▸ **WORK TO COMPLETE**: Extract everything from the first line through the line with "leading-none font-light text-[#7a7a7a]", both ends included, except for any pictures.

▸ **GIVEN MATERIAL**:

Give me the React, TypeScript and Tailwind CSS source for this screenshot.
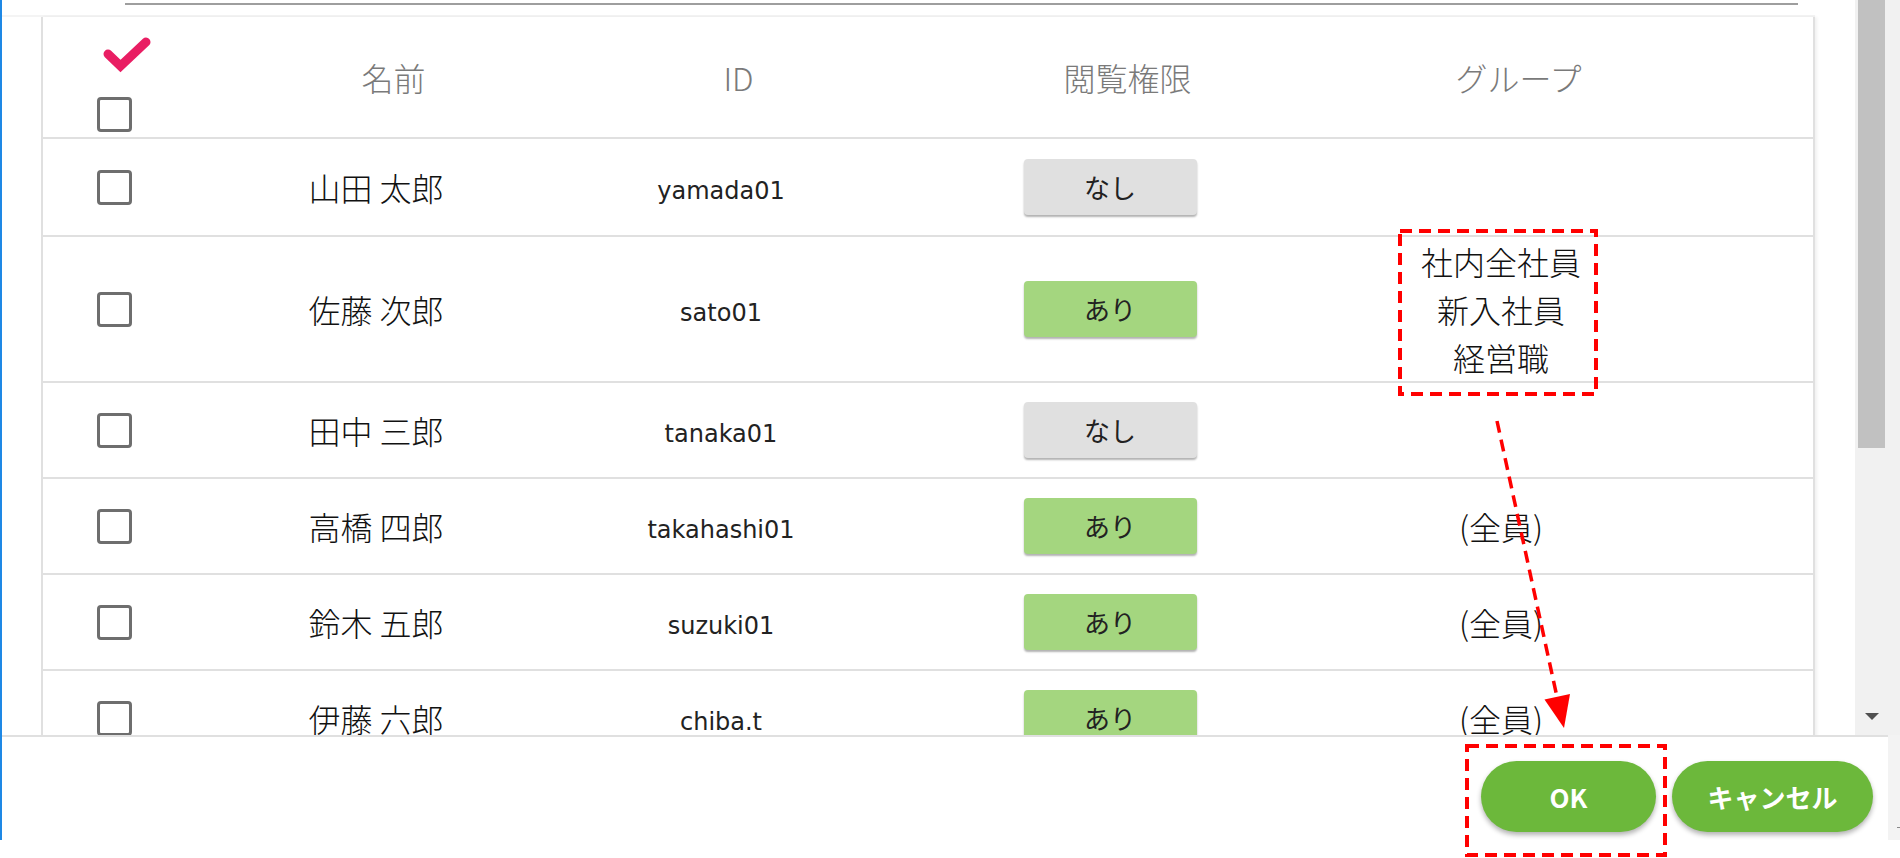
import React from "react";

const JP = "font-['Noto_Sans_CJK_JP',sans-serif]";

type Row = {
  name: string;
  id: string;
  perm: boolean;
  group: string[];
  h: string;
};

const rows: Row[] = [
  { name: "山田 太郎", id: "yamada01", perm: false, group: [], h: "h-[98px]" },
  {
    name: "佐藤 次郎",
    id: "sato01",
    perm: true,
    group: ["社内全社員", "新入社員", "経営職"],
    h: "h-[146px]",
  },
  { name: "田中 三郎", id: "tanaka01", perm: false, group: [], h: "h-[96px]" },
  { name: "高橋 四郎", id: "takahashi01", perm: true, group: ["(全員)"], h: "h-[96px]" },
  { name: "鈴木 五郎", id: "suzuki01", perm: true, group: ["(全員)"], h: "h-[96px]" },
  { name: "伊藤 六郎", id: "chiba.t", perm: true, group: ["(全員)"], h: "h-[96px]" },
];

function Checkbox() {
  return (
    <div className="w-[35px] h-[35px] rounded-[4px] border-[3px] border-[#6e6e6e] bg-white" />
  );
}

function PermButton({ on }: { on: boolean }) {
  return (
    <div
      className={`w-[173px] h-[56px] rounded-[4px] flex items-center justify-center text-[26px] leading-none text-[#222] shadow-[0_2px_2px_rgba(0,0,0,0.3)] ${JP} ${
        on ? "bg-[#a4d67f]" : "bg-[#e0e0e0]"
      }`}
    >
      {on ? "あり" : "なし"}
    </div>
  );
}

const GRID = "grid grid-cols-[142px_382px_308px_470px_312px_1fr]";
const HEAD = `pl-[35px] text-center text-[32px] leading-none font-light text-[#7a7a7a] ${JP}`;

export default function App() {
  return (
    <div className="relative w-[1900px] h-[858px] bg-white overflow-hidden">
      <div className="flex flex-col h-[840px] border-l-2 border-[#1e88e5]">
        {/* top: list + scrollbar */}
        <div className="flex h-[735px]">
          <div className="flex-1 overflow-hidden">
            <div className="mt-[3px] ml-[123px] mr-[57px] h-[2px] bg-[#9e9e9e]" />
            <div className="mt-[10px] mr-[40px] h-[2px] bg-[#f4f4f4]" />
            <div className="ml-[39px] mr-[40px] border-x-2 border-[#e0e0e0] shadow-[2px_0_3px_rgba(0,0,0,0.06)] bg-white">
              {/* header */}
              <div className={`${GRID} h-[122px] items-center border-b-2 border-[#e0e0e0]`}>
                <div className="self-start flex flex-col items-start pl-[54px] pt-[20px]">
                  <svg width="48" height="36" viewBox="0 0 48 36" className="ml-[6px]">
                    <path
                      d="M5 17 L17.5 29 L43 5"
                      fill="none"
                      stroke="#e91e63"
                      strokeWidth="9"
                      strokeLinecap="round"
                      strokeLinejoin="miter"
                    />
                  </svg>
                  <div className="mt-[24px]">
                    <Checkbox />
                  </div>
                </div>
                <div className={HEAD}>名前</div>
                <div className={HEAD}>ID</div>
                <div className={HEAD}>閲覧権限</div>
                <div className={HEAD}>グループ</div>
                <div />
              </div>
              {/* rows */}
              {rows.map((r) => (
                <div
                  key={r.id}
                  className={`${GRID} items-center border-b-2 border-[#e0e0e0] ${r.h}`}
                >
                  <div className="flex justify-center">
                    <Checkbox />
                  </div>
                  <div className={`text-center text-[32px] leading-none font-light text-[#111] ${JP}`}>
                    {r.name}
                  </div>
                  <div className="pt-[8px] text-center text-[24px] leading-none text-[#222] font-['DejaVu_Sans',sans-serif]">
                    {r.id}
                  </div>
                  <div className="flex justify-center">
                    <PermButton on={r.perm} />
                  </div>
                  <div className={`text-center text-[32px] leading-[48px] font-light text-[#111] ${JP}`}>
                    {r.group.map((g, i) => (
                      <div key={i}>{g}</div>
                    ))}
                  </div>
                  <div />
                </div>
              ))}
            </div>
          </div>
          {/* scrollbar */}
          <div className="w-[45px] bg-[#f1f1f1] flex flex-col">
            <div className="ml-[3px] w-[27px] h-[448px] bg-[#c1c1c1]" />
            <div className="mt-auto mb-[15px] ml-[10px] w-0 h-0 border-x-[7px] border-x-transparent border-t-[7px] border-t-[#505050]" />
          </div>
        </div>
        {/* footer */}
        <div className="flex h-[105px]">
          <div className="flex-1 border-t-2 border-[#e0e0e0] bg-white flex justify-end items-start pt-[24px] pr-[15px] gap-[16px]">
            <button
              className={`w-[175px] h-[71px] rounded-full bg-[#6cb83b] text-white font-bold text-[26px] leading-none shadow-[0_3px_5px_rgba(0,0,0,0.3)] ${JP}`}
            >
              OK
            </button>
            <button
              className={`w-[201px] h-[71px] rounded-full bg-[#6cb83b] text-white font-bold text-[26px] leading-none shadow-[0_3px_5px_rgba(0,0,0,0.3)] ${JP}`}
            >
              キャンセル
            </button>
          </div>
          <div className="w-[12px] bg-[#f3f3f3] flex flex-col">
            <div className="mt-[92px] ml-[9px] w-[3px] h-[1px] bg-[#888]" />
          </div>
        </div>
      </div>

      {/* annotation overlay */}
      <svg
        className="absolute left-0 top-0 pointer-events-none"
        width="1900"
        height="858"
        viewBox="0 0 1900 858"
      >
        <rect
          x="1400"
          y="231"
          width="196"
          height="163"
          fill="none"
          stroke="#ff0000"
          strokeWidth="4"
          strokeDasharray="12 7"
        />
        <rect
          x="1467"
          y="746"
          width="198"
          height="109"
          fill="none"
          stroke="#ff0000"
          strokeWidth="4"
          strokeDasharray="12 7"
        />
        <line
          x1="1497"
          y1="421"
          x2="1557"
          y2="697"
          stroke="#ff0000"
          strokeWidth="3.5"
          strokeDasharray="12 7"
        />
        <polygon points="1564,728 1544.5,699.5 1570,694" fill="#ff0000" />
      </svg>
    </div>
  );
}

▸ **OUTPUT OF THE EXERCISE**:
Give me the React, TypeScript and Tailwind CSS source for this screenshot.
import React from "react";

const JP = "font-['Noto_Sans_CJK_JP',sans-serif]";

type Row = {
  name: string;
  id: string;
  perm: boolean;
  group: string[];
  h: string;
};

const rows: Row[] = [
  { name: "山田 太郎", id: "yamada01", perm: false, group: [], h: "h-[98px]" },
  {
    name: "佐藤 次郎",
    id: "sato01",
    perm: true,
    group: ["社内全社員", "新入社員", "経営職"],
    h: "h-[146px]",
  },
  { name: "田中 三郎", id: "tanaka01", perm: false, group: [], h: "h-[96px]" },
  { name: "高橋 四郎", id: "takahashi01", perm: true, group: ["(全員)"], h: "h-[96px]" },
  { name: "鈴木 五郎", id: "suzuki01", perm: true, group: ["(全員)"], h: "h-[96px]" },
  { name: "伊藤 六郎", id: "chiba.t", perm: true, group: ["(全員)"], h: "h-[96px]" },
];

function Checkbox() {
  return (
    <div className="w-[35px] h-[35px] rounded-[4px] border-[3px] border-[#6e6e6e] bg-white" />
  );
}

function PermButton({ on }: { on: boolean }) {
  return (
    <div
      className={`w-[173px] h-[56px] rounded-[4px] flex items-center justify-center text-[26px] leading-none text-[#222] shadow-[0_2px_2px_rgba(0,0,0,0.3)] ${JP} ${
        on ? "bg-[#a4d67f]" : "bg-[#e0e0e0]"
      }`}
    >
      {on ? "あり" : "なし"}
    </div>
  );
}

const GRID = "grid grid-cols-[142px_382px_308px_470px_312px_1fr]";
const HEAD = `pl-[35px] text-center text-[32px] leading-none font-light text-[#7a7a7a] ${JP}`;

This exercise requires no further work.